Neural networks do a series of calculations to go from sequences of numbers at the input layer, through the interconnected “hidden layers” inside, to the output layer. The output might be numbers representing the odds for each word in the index to be the next word of the text.
In our “out of” example, number 23,432 representing “time” would probably have much better odds than the number representing “do”.
What’s so special about GPT-3?
GPT-3 is the latest and best of the text modelling systems, and it’s huge. The authors say it has 175 billion parameters, which makes it at least ten times larger than the previous biggest model. The neural network has 96 layers and, instead of mere trigrams, it keeps track of sequences of 2,048 words.
The most expensive and time-consuming part of making a model like this is training it – updating the weights on the connections between neurons and layers.
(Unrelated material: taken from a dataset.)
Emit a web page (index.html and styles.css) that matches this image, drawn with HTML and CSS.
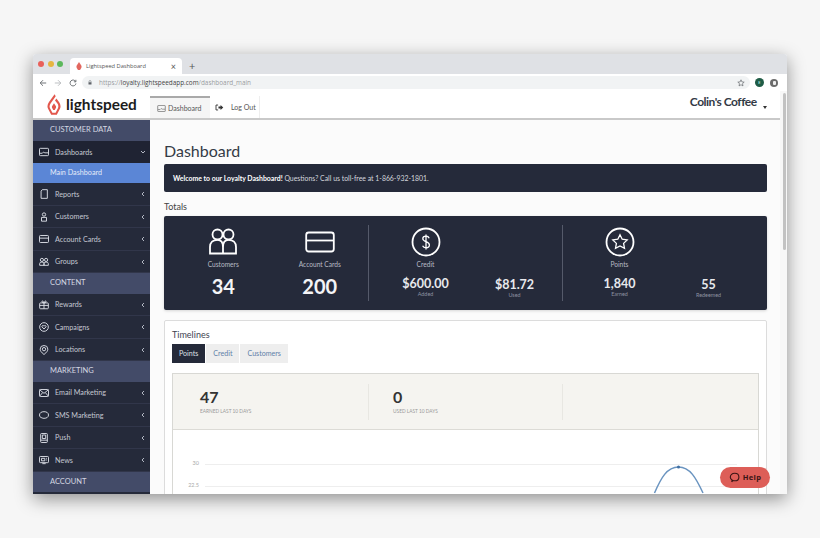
FILE: index.html
```html
<!DOCTYPE html>
<html><head>
  <meta charset="utf-8">
  <title>Lightspeed Dashboard</title>
  <link rel="stylesheet" href="styles.css">
</head>
<body>

<div class="window">

  <div class="tabstrip">
    <i class="dot red"></i><i class="dot yellow"></i><i class="dot green"></i>
    <div class="browser-tab">
      <svg class="favicon" viewBox="0 0 12 16"><path d="M6 0 L10.5 7 Q12 9.5 10.5 12 L8 16 H4 L1.5 12 Q0 9.5 1.5 7 Z" fill="#e2675f"/></svg>
      <span class="browser-tab-title">Lightspeed Dashboard</span>
      <span class="browser-tab-close">×</span>
    </div>
    <span class="newtab">+</span>
  </div>

  <div class="toolbar">
    <svg class="navicon" viewBox="0 0 10 10"><path d="M9 5H1.5M5 1.5L1.5 5L5 8.5" fill="none" stroke="#5f6368" stroke-width="1.1"/></svg>
    <svg class="navicon" viewBox="0 0 10 10"><path d="M1 5H8.5M5 1.5L8.5 5L5 8.5" fill="none" stroke="#b4b7bb" stroke-width="1.1"/></svg>
    <svg class="navicon" viewBox="0 0 10 10"><path d="M8.3 3.2A3.7 3.7 0 1 0 8.7 5.6M8.6 1V3.5H6.1" fill="none" stroke="#5f6368" stroke-width="1.1"/></svg>
    <div class="omnibox">
      <svg class="lock" viewBox="0 0 8 10"><path d="M2 4.5V3a2 2 0 0 1 4 0V4.5" fill="none" stroke="#5f6368"/><rect x="1" y="4.5" width="6" height="4.5" fill="#5f6368"/></svg>
      <span class="url"><span class="url-dim">https://</span>loyalty.lightspeedapp.com<span class="url-dim">/dashboard_main</span></span>
      <svg class="star" viewBox="0 0 12 12"><path d="M6 1.2L7.4 4.4L10.8 4.7L8.2 7L9 10.4L6 8.6L3 10.4L3.8 7L1.2 4.7L4.6 4.4Z" fill="none" stroke="#5f6368"/></svg>
    </div>
    <span class="avatar">E</span>
    <span class="ext"><i></i></span>
  </div>

  <div class="page">
    <div class="app">
      <header class="topbar">
        <div class="logo">
          <svg class="logo-mark" viewBox="0 0 14 21"><path d="M7.6 0.3 L2 8 Q-0.6 11.6 1.2 15 L4.2 20.7 H9.8 L12.8 15 Q14.6 11.6 12 8 L9.4 4.6 L8 6.6 L10.4 9.6 Q12 11.8 10.9 14.2 L8.6 18.8 H5.4 L3 14.2 Q1.9 11.8 3.6 9.4 L8.7 2.2 Z M7 9.3 L5.2 11.9 Q4.6 12.9 5.2 14 L6.2 16 H7.8 L8.8 14 Q9.4 12.9 8.8 11.9 Z" fill="#e2574c"/></svg>
          <span class="logo-text">lightspeed</span>
        </div>
        <nav class="topnav">
          <a class="topnav-item active">
            <svg class="topnav-icon" viewBox="0 0 12 10"><rect x="0.6" y="0.6" width="10.8" height="8.8" rx="1" fill="none" stroke="#555" stroke-width=".9"/><path d="M1 6.5H4L5.5 5L7 6H11" fill="none" stroke="#555" stroke-width=".8"/></svg>
            Dashboard
          </a>
          <a class="topnav-item logout">
            <svg class="topnav-icon" viewBox="0 0 12 10"><path d="M4 1.5H1V8.5H4" fill="none" stroke="#333" stroke-width="1.3"/><path d="M4.5 3.6H7.5V1.6L11.4 5L7.5 8.4V6.4H4.5Z" fill="#333"/></svg>
            Log Out
          </a>
        </nav>
        <div class="account">Colin's Coffee <i class="caret"></i></div>
      </header>

      <div class="columns">
        <aside class="sidebar">
          <div class="section">CUSTOMER DATA</div>
          <a class="row current"><svg class="row-icon" viewBox="0 0 12 10"><rect x="0.6" y="0.6" width="10.8" height="8.8" rx="1"/><path d="M1 6.5H4L5.5 5L7 6H11"/></svg>Dashboards<svg class="chev" viewBox="0 0 6 6"><path d="M1 2L3 4L5 2"/></svg></a>
          <a class="subrow">Main Dashboard</a>
          <a class="row"><svg class="row-icon" viewBox="0 0 12 12"><path d="M4 .8H10V11.2H2.5V2.5Z"/></svg>Reports<svg class="chev" viewBox="0 0 6 6"><path d="M4 1L2 3L4 5"/></svg></a>
          <a class="row"><svg class="row-icon" viewBox="0 0 12 12"><circle cx="6" cy="3" r="2"/><path d="M3 6.5H9V11H3Z"/></svg>Customers<svg class="chev" viewBox="0 0 6 6"><path d="M4 1L2 3L4 5"/></svg></a>
          <a class="row"><svg class="row-icon" viewBox="0 0 12 10"><rect x="0.6" y="0.8" width="10.8" height="8.4" rx="1"/><path d="M.6 4H11.4"/></svg>Account Cards<svg class="chev" viewBox="0 0 6 6"><path d="M4 1L2 3L4 5"/></svg></a>
          <a class="row"><svg class="row-icon" viewBox="0 0 12 12"><circle cx="3.5" cy="3.5" r="1.9"/><circle cx="8.5" cy="3.5" r="1.9"/><path d="M.8 10V8Q.8 6 3.5 6T6 8V10ZM6 10V8Q6 6 8.5 6T11.2 8V10Z"/></svg>Groups<svg class="chev" viewBox="0 0 6 6"><path d="M4 1L2 3L4 5"/></svg></a>
          <div class="section">CONTENT</div>
          <a class="row"><svg class="row-icon" viewBox="0 0 12 12"><rect x="0.8" y="3.5" width="10.4" height="7" rx="1"/><path d="M.8 6.5H11.2M6 3.5V10.5M6 3.5C3 3.5 3 1 4.3 1.2C5.3 1.4 6 3.5 6 3.5C6 3.5 6.7 1.4 7.7 1.2C9 1 9 3.5 6 3.5Z"/></svg>Rewards<svg class="chev" viewBox="0 0 6 6"><path d="M4 1L2 3L4 5"/></svg></a>
          <a class="row"><svg class="row-icon" viewBox="0 0 12 12"><circle cx="6" cy="6" r="5.2"/><path d="M6 8.4L3.6 5.9C2.9 4.5 5 3.5 6 5C7 3.5 9.1 4.5 8.4 5.9Z"/></svg>Campaigns<svg class="chev" viewBox="0 0 6 6"><path d="M4 1L2 3L4 5"/></svg></a>
          <a class="row"><svg class="row-icon" viewBox="0 0 12 12"><path d="M6 11.4C2.5 8.6 1.4 6.8 1.4 5A4.6 4.4 0 0 1 10.6 5C10.6 6.8 9.5 8.6 6 11.4Z"/><circle cx="6" cy="5" r="2"/></svg>Locations<svg class="chev" viewBox="0 0 6 6"><path d="M4 1L2 3L4 5"/></svg></a>
          <div class="section">MARKETING</div>
          <a class="row"><svg class="row-icon" viewBox="0 0 12 10"><rect x="0.6" y="0.8" width="10.8" height="8.4" rx="1"/><path d="M.8 1.2L6 5.4L11.2 1.2M.8 8.8L4.4 4.5M11.2 8.8L7.6 4.5"/></svg>Email Marketing<svg class="chev" viewBox="0 0 6 6"><path d="M4 1L2 3L4 5"/></svg></a>
          <a class="row"><svg class="row-icon" viewBox="0 0 12 10"><path d="M3.5 8.4C1.5 8 .6 6.8 .6 5C.6 2.5 2.8 1 6 1S11.4 2.5 11.4 5S9.2 9 6 9C5 9 4.2 8.8 3.5 8.4Z"/></svg>SMS Marketing<svg class="chev" viewBox="0 0 6 6"><path d="M4 1L2 3L4 5"/></svg></a>
          <a class="row"><svg class="row-icon" viewBox="0 0 12 12"><rect x="2" y=".6" width="8" height="10.8" rx="1"/><path d="M2 8.6H10M4 2.4H8V6.6H4Z"/></svg>Push<svg class="chev" viewBox="0 0 6 6"><path d="M4 1L2 3L4 5"/></svg></a>
          <a class="row"><svg class="row-icon" viewBox="0 0 12 10"><rect x="0.6" y="0.8" width="10.8" height="7.4" rx="1"/><path d="M3 3H7V6H3ZM8.5 3H9.5M8.5 5H9.5M4 9.4H8"/></svg>News<svg class="chev" viewBox="0 0 6 6"><path d="M4 1L2 3L4 5"/></svg></a>
          <div class="section">ACCOUNT</div>
        </aside>

        <main class="content">
          <h1 class="title">Dashboard</h1>
          <div class="banner"><b>Welcome to our Loyalty Dashboard!</b> Questions? Call us toll-free at 1-866-932-1801.</div>

          <h2 class="label">Totals</h2>
          <div class="totals">
            <div class="group first">
              <div class="stat">
                <svg class="stat-icon" viewBox="0 0 30 30"><circle cx="9.5" cy="7.5" r="5"/><circle cx="20.5" cy="7.5" r="5"/><path d="M2 26.5V20C2 15.5 5 12.8 9.5 12.8S15 15.5 15 20V26.5ZM15 26.5V20C15 15.5 16 12.8 20.5 12.8S28 15.5 28 20V26.5Z"/></svg>
                <div class="stat-name">Customers</div>
                <div class="stat-big">34</div>
              </div>
              <div class="stat">
                <svg class="stat-icon" viewBox="0 0 30 30"><rect x="1.2" y="5.5" width="27.6" height="19" rx="2.5"/><path d="M1.2 13.5H28.8"/></svg>
                <div class="stat-name">Account Cards</div>
                <div class="stat-big">200</div>
              </div>
            </div>
            <div class="group">
              <div class="stat">
                <svg class="stat-icon" viewBox="0 0 30 30"><circle cx="15" cy="15" r="13.5"/><path class="thin" d="M18.2 11.2C17.6 9.8 16.4 9.2 15 9.2C13 9.2 11.8 10.3 11.8 11.8C11.8 15 18.4 14.4 18.4 18C18.4 19.7 17 20.8 15 20.8C13.4 20.8 12.2 20.1 11.6 18.7M15 7.4V22.6"/></svg>
                <div class="stat-name">Credit</div>
                <div class="stat-mid">$600.00</div>
                <div class="stat-note">Added</div>
              </div>
              <div class="stat bottom">
                <div class="stat-mid">$81.72</div>
                <div class="stat-note">Used</div>
              </div>
            </div>
            <div class="group">
              <div class="stat">
                <svg class="stat-icon" viewBox="0 0 30 30"><circle cx="15" cy="15" r="13.5"/><path class="thin" d="M15 7.8L17.2 12.2L22.2 12.9L18.6 16.4L19.5 21.4L15 19L10.5 21.4L11.4 16.4L7.8 12.9L12.8 12.2Z"/></svg>
                <div class="stat-name">Points</div>
                <div class="stat-mid">1,840</div>
                <div class="stat-note">Earned</div>
              </div>
              <div class="stat bottom">
                <div class="stat-mid">55</div>
                <div class="stat-note">Redeemed</div>
              </div>
            </div>
          </div>

          <section class="timelines">
            <h2 class="label">Timelines</h2>
            <div class="tabs">
              <a class="tab on">Points</a>
              <a class="tab">Credit</a>
              <a class="tab">Customers</a>
            </div>
            <div class="chart-panel">
              <div class="summary">
                <div class="summary-cell"><div class="summary-num">47</div><div class="summary-cap">EARNED LAST 10 DAYS</div></div>
                <div class="summary-cell"><div class="summary-num">0</div><div class="summary-cap">USED LAST 10 DAYS</div></div>
                <div class="summary-cell"></div>
              </div>
              <div class="chart">
                <div class="chart-line"><span>30</span><i></i></div>
                <div class="chart-line"><span>22.5</span><i></i></div>
                <svg class="curve" viewBox="0 0 60 30"><path d="M5.5 29C12 14 18 3 29.5 3C41 3 47 14 54 29" fill="none" stroke="#6a94c0" stroke-width="1.5"/><circle cx="29.5" cy="3" r="1.5" fill="#3f6fa3"/></svg>
              </div>
            </div>
          </section>
        </main>
      </div>
    </div>

    <div class="scrollbar"><i></i></div>
  </div>

  <a class="help">
    <svg class="help-icon" viewBox="0 0 12 12"><path d="M3 10.8L3.4 8.8C2.2 8 1.4 7 1.4 5.6C1.4 3.2 3.4 1.4 6.2 1.4S10.8 3.2 10.8 5.6S8.8 9.6 6.2 9.6C5.4 9.6 4.8 9.5 4.2 9.3Z" fill="none" stroke="#3a1414" stroke-width="1.2"/></svg>
    Help
  </a>
</div>

</body></html>
```

FILE: styles.css
```css
html, body { margin: 0; padding: 0; height: 100%; overflow: hidden; }
body {
  background: #f6f6f6;
  font: 8px/1 Lato, "Open Sans", sans-serif;
  color: #333;
  padding: 54px 0 0 33px;
  box-sizing: border-box;
}

.window {
  position: relative;
  width: 754px;
  height: 440px;
  display: flex;
  flex-direction: column;
  background: #fff;
  border-radius: 3px 3px 0 0;
  box-shadow: 0 5px 18px rgba(0,0,0,.42);
}

/* browser chrome */
.tabstrip {
  height: 20px;
  flex: none;
  background: #dfe1e5;
  display: flex;
  align-items: center;
  padding-left: 5px;
  border-radius: 3px 3px 0 0;
}
.dot { width: 6px; height: 6px; border-radius: 50%; margin-right: 3.5px; }
.red { background: #e9605a; }
.yellow { background: #e6b541; }
.green { background: #5cb85c; }
.browser-tab {
  margin: 4px 0 0 3.5px;
  width: 112px;
  height: 16px;
  background: #fff;
  border-radius: 4px 4px 0 0;
  display: flex;
  align-items: center;
  padding: 0 6px;
  box-sizing: border-box;
}
.favicon { width: 6px; height: 8px; margin-right: 4px; }
.browser-tab-title { font: 5.7px "Open Sans", sans-serif; color: #555; flex: 1; }
.browser-tab-close { font-size: 9px; color: #555; }
.newtab { margin: 3px 0 0 7px; font: 11px "Open Sans", sans-serif; color: #555; }

.toolbar {
  height: 17px;
  flex: none;
  display: flex;
  align-items: center;
  padding-left: 6px;
  background: #fff;
}
.navicon { width: 8px; height: 8px; margin-right: 7px; }
.omnibox {
  flex: none;
  width: 668px;
  height: 13px;
  margin-left: -2px;
  background: #f1f3f4;
  border-radius: 7px;
  display: flex;
  align-items: center;
  padding: 0 5px 0 6px;
  box-sizing: border-box;
}
.lock { width: 4px; height: 5px; margin-right: 7px; }
.url { font: 6.4px "Open Sans", sans-serif; color: #444; flex: 1; }
.url-dim { color: #9a9da1; }
.star { width: 8px; height: 8px; }
.avatar {
  width: 9px; height: 9px;
  margin-left: 5px;
  border-radius: 50%;
  background: #1f5c46;
  color: #cfe;
  font-size: 4px;
  line-height: 9px;
  text-align: center;
}
.ext {
  width: 8px; height: 8px;
  margin-left: 6px;
  border-radius: 50%;
  background: #6b6b6b;
  display: flex;
  align-items: center;
  justify-content: center;
}
.ext i { width: 3px; height: 4px; background: #eee; border-radius: 1px; }

/* app */
.page { flex: 1; min-height: 0; overflow: hidden; display: flex; }
.app { flex: 1; min-width: 0; display: flex; flex-direction: column; }

.topbar {
  height: 29px;
  flex: none;
  box-sizing: border-box;
  border-bottom: 2px solid #c9c9c9;
  display: flex;
  background: #fff;
  padding-right: 13px;
}
.logo { width: 117px; flex: none; display: flex; align-items: center; padding-left: 14px; box-sizing: border-box; }
.logo-mark { width: 14px; height: 21px; margin-right: 5px; }
.logo-text { font: 700 15.4px/1 Lato, sans-serif; color: #1c1c1c; }

.topnav { display: flex; align-items: stretch; margin-top: 5px; font-size: 7px; color: #555; flex: 1; }
.topnav-item { display: flex; align-items: center; }
.topnav-item.active {
  width: 60px;
  box-sizing: border-box;
  padding-left: 7px;
  background: #f5f5f5;
  border-top: 2px solid #a9a9a9;
}
.topnav-item.logout { width: 50px; box-sizing: border-box; padding-left: 5px; border-right: 1px solid #eee; }
.topnav-icon { width: 9px; height: 7px; margin-right: 2px; }
.logout .topnav-icon { margin-right: 7px; }

.account { font: 700 12px/1 Lato, sans-serif; letter-spacing: -.5px; color: #333a45; padding-top: 5px; white-space: nowrap; }
.caret {
  display: inline-block;
  width: 0; height: 0;
  margin-left: 4px;
  vertical-align: -3px;
  border: 2.5px solid transparent;
  border-top: 3px solid #333;
  border-bottom: 0;
}

.columns { flex: 1; min-height: 0; display: flex; }

/* sidebar */
.sidebar { width: 117px; flex: none; background: #252a3a; overflow: hidden; }
.section {
  height: 20.5px;
  background: #434b68;
  color: #d5d8e2;
  font-size: 7.5px;
  line-height: 20px;
  padding-left: 17px;
}
.row {
  height: 22.5px;
  box-sizing: border-box;
  display: flex;
  align-items: center;
  padding: 1px 4px 0 6px;
  color: #c4c8d2;
  font-size: 7.2px;
  border-bottom: 1px solid #31364a;
}
.row.current { background: #1f2333; border-bottom: 0; }
.row-icon {
  width: 10px; height: 10px;
  margin-right: 6px;
  fill: none;
  stroke: #dfe2ea;
  stroke-width: 1.1;
}
.chev { width: 6px; height: 6px; margin-left: auto; fill: none; stroke: #c4c8d2; stroke-width: .9; }
.subrow {
  display: block;
  height: 20px;
  line-height: 20px;
  background: #5b86d6;
  color: #e4ebf8;
  font-size: 7.2px;
  padding-left: 17px;
}

/* main area */
.content {
  flex: 1;
  min-width: 0;
  overflow: hidden;
  background: #fbfbfb;
  padding: 0 13px 0 14px;
}
.title { margin: 23px 0 5px; font: 400 16px/16px Lato, sans-serif; color: #353b46; }
.banner {
  height: 28px;
  background: #252a3a;
  border-radius: 2px;
  color: #d6d8de;
  font-size: 6.9px;
  line-height: 28px;
  padding-left: 9px;
}
.banner b { color: #fff; }
.label { margin: 0; font: 400 9px/1 Lato, sans-serif; color: #444; }
.content > .label { margin: 10px 0 5px; }

.totals {
  height: 94px;
  display: grid;
  grid-template-columns: 204px 194px 1fr;
  background: #252a3a;
  border-radius: 2px;
  box-shadow: 0 1px 3px rgba(0,0,0,.15);
  color: #fff;
}
.group {
  display: grid;
  grid-template-columns: 89px 89px;
  align-content: start;
  margin: 9px 0;
  height: 76px;
  padding-left: 12px;
  border-left: 1px solid #555a6a;
  box-sizing: border-box;
}
.group.first { grid-template-columns: 96.5px 96.5px; padding-left: 11px; border-left: 0; }
.stat { text-align: center; display: flex; flex-direction: column; align-items: center; }
.stat.bottom { justify-content: flex-end; height: 76px; padding-bottom: 3px; box-sizing: border-box; }
.stat-icon { width: 30px; height: 30px; margin-top: 2px; fill: none; stroke: #fff; stroke-width: 1.8; }
.stat-icon .thin { stroke-width: 1.3; }
.stat-name { margin-top: 3px; font-size: 6.6px; color: #b8bbc5; line-height: 8px; }
.stat-big { margin-top: 8px; font: 700 20px/20px Lato, sans-serif; color: #f4f4f6; }
.stat-mid { margin-top: 9px; font: 700 12.5px/13px Lato, sans-serif; color: #e8e9ed; }
.stat-note { margin-top: 1px; font-size: 5.4px; line-height: 6px; color: #8e92a0; }

.timelines {
  margin-top: 10px;
  height: 300px;
  background: #fff;
  border: 1px solid #dcdcdc;
  border-radius: 2px;
  padding: 9px 7px;
}
.timelines .label { font-size: 9px; color: #3e4450; }
.tabs { display: flex; gap: 1px; margin-top: 5px; }
.tab {
  height: 19px;
  line-height: 19px;
  padding: 0 7px;
  background: #eee;
  color: #5f7fa8;
  font-size: 7.1px;
}
.tab.on { background: #252a3a; color: #dfe1e6; }

.chart-panel { margin-top: 10px; border: 1px solid #d8d8d4; height: 200px; }
.summary {
  height: 55px;
  display: grid;
  grid-template-columns: 196px 194px 1fr;
  background: #f5f4f0;
  border-bottom: 1px solid #dcdbd6;
}
.summary-cell { margin: 10px 0 9px; padding-left: 27px; border-right: 1px solid #e8e7e2; box-sizing: border-box; }
.summary-cell + .summary-cell { padding-left: 24px; }
.summary-cell:last-child { border-right: 0; }
.summary-num { margin-top: 4px; font: 700 16px/17px Lato, sans-serif; color: #333; }
.summary-cap { margin-top: 4px; font-size: 4.8px; color: #999; }

.chart { position: relative; padding-top: 23px; }
.chart-line { display: flex; align-items: center; height: 22px; }
.chart-line span { width: 26px; text-align: right; font-size: 5.5px; color: #aaa; }
.chart-line i { margin-left: 6px; width: 532px; height: 1px; background: #eee; }
.curve { position: absolute; left: 476px; top: 34px; width: 60px; height: 30px; }

.scrollbar { width: 7px; flex: none; background: #f7f7f7; }
.scrollbar i { display: block; width: 3px; height: 157px; margin: 2px 0 0 3px; background: #c2c2c2; border-radius: 2px; }

.help {
  position: absolute;
  left: 687px;
  top: 413px;
  width: 50px;
  height: 21px;
  border-radius: 11px;
  background: #dd5e58;
  color: #3a1414;
  font: 700 7.5px/21px "Open Sans", sans-serif;
  letter-spacing: .3px;
  display: flex;
  align-items: center;
  justify-content: center;
  gap: 3px;
}
.help-icon { width: 11px; height: 11px; }
```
Training GPT-3 would have used about 262 megawatt-hours of energy, or enough to run my house for 35 years.
GPT-3 can be applied to multiple tasks such as machine translation, auto-completion, answering general questions, and writing articles. While people can often tell its articles are not written by human authors, we are now likely to get it right only about half the time.
The robot writer
But back to how the article in The Guardian was created. GPT-3 needs a prompt of some kind to start it off. The Guardian’s staff gave the model instructions and some opening sentences.
This was done eight times, generating eight different articles. The Guardian’s editors then combined pieces from the eight generated articles, and “cut lines and paragraphs, and rearranged the order of them in some places”, saying “editing GPT-3’s op-ed was no different to editing a human op-ed”.
This sounds about right to me, based on my own experience with text-generating software. Earlier this year, my colleagues and I used GPT-2 to write the lyrics for a song we entered in the AI Song Contest, a kind of artificial intelligence Eurovision.
We fine-tuned the GPT-2 model using lyrics from Eurovision songs, provided it with seed words and phrases, then selected the final lyrics from the generated output.
For example, we gave Euro-GPT-2 the seed word “flying”, and then chose the output “flying from this world that has gone apart”, but not “flying like a trumpet”. By automatically matching the lyrics to generated melodies, generating synth sounds based on koala noises, and applying some great, very human, production work, we got a good result: our song, Beautiful the World, was voted the winner of the contest.
Co-creativity: humans and AI together
So can we really say an AI is an author? Is it the AI, the developers, the users or a combination?
A useful idea for thinking about this is “co-creativity”. This means using generative tools to spark new ideas, or to generate some components for our creative work.
Where an AI creates complete works, such as a complete article, the human becomes the curator or editor. We roll our very sophisticated dice until we get a result we’re happy with.